Aim: Transcribe the material exactly. Images do not belong in the copy.

Dataset extract:

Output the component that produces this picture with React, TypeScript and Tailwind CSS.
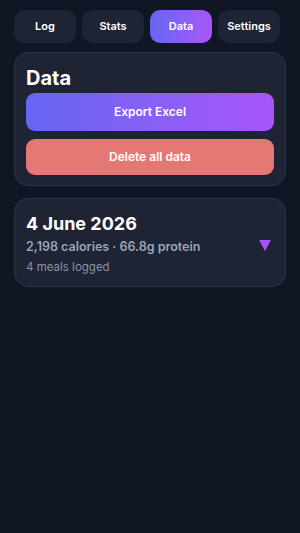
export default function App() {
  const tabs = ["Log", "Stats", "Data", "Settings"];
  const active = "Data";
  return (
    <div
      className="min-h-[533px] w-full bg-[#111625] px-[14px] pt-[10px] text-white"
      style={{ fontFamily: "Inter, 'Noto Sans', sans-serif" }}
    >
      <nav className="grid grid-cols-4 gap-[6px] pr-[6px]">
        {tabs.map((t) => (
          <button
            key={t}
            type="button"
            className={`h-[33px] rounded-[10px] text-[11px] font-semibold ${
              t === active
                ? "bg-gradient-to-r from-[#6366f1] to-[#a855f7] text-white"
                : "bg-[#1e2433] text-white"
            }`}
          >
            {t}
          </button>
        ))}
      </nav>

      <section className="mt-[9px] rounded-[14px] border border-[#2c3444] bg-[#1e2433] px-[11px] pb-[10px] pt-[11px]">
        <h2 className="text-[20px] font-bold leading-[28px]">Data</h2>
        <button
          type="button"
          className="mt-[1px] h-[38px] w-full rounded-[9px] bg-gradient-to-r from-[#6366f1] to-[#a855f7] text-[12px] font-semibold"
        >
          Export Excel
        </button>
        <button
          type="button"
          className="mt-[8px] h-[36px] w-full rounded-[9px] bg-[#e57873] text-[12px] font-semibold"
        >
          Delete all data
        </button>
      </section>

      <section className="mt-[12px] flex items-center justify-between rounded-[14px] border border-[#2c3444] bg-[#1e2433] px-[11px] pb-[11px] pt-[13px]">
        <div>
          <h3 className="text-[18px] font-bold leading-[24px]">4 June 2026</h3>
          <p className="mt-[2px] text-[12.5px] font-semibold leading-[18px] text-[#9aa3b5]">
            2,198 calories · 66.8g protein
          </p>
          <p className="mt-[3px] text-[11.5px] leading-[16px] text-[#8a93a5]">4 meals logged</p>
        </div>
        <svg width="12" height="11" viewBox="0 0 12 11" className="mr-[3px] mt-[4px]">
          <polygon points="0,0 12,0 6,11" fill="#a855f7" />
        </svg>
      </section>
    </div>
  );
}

Expected answer:
Output the component that produces this picture with React, TypeScript and Tailwind CSS.
export default function App() {
  const tabs = ["Log", "Stats", "Data", "Settings"];
  const active = "Data";
  return (
    <div
      className="min-h-[533px] w-full bg-[#111625] px-[14px] pt-[10px] text-white"
      style={{ fontFamily: "Inter, 'Noto Sans', sans-serif" }}
    >
      <nav className="grid grid-cols-4 gap-[6px] pr-[6px]">
        {tabs.map((t) => (
          <button
            key={t}
            type="button"
            className={`h-[33px] rounded-[10px] text-[11px] font-semibold ${
              t === active
                ? "bg-gradient-to-r from-[#6366f1] to-[#a855f7] text-white"
                : "bg-[#1e2433] text-white"
            }`}
          >
            {t}
          </button>
        ))}
      </nav>

      <section className="mt-[9px] rounded-[14px] border border-[#2c3444] bg-[#1e2433] px-[11px] pb-[10px] pt-[11px]">
        <h2 className="text-[20px] font-bold leading-[28px]">Data</h2>
        <button
          type="button"
          className="mt-[1px] h-[38px] w-full rounded-[9px] bg-gradient-to-r from-[#6366f1] to-[#a855f7] text-[12px] font-semibold"
        >
          Export Excel
        </button>
        <button
          type="button"
          className="mt-[8px] h-[36px] w-full rounded-[9px] bg-[#e57873] text-[12px] font-semibold"
        >
          Delete all data
        </button>
      </section>

      <section className="mt-[12px] flex items-center justify-between rounded-[14px] border border-[#2c3444] bg-[#1e2433] px-[11px] pb-[11px] pt-[13px]">
        <div>
          <h3 className="text-[18px] font-bold leading-[24px]">4 June 2026</h3>
          <p className="mt-[2px] text-[12.5px] font-semibold leading-[18px] text-[#9aa3b5]">
            2,198 calories · 66.8g protein
          </p>
          <p className="mt-[3px] text-[11.5px] leading-[16px] text-[#8a93a5]">4 meals logged</p>
        </div>
        <svg width="12" height="11" viewBox="0 0 12 11" className="mr-[3px] mt-[4px]">
          <polygon points="0,0 12,0 6,11" fill="#a855f7" />
        </svg>
      </section>
    </div>
  );
}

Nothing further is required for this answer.